CVE-2026-32686 is an Uncontrolled Resource Consumption vulnerability in the Erlang decimal library versions 0.1.0 to before 3.0.0. The issue arises because the decimal library does not limit the size of the exponent when parsing decimal input, allowing extremely large exponents such as "1e1000000000" to be accepted without error.
When arithmetic operations, rounding, integer conversion, or string formatting functions are called on such large exponent values, the library allocates memory proportional to the exponent size. This can exhaust available memory and crash the BEAM virtual machine, causing a denial-of-service (DoS) condition.
Any application that accepts user-supplied decimal input and performs these operations is vulnerable, and a single malicious request can trigger an out-of-memory crash.
How can this vulnerability impact me? :
This vulnerability can lead to a denial-of-service (DoS) attack by exhausting system memory. When an attacker sends a decimal input with a very large exponent, the system allocates excessive memory during arithmetic or conversion operations, potentially consuming over 7GB of memory.
The result is an out-of-memory crash of the BEAM runtime, which can cause the affected application or service to become unavailable.
Any system processing user-supplied decimal values, such as JSON inputs or form fields, is at risk, making it possible for unauthenticated remote attackers to disrupt service with a single malicious request.
How can this vulnerability be detected on my network or system? Can you suggest some commands?
This vulnerability can be detected by monitoring for unusually large decimal exponent inputs in your application logs or network traffic, especially inputs like "1e1000000000" or similarly large exponents.
Since the vulnerability involves excessive memory consumption triggered by large decimal exponents, you can detect it by checking for high memory usage or crashes in the BEAM VM when processing decimal inputs.
There are no specific commands provided in the resources, but general detection steps include:
- Inspect application logs or input validation logs for decimal inputs with very large exponents.
- Monitor BEAM VM memory usage and crash logs for out-of-memory errors related to decimal operations.
- Use network monitoring tools to capture and analyze incoming requests containing decimal values with large exponents.
What immediate steps should I take to mitigate this vulnerability?
The immediate mitigation step is to upgrade the decimal library to version 3.0.0 or later, where the vulnerability is fixed.

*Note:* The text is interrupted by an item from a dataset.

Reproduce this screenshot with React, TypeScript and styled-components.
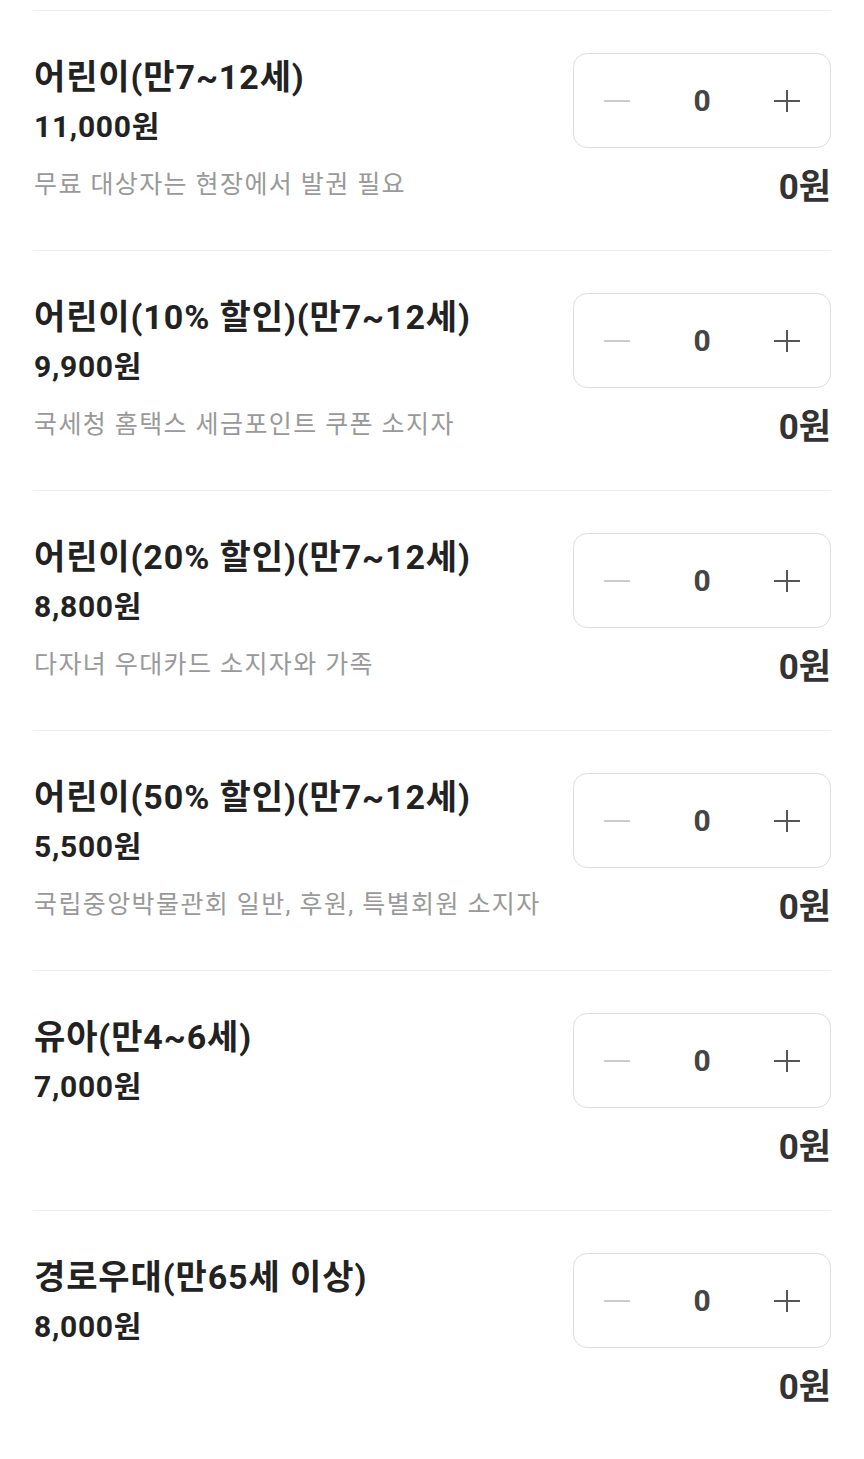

The fix enforces limits on decimal exponent size and digit counts by default, preventing unbounded resource consumption.
If upgrading immediately is not possible, you can mitigate the issue by applying limits on user-supplied decimal inputs in your application, such as restricting the exponent size and digit count before processing.
The patch changes Decimal.Context defaults to enforce maximum exponent and digit limits, which can be configured or overridden if needed.
- Upgrade the decimal library to version 3.0.0 or later.
- Validate and sanitize user inputs to reject decimal values with excessively large exponents.
- Monitor application memory usage and BEAM VM stability to detect potential exploitation attempts.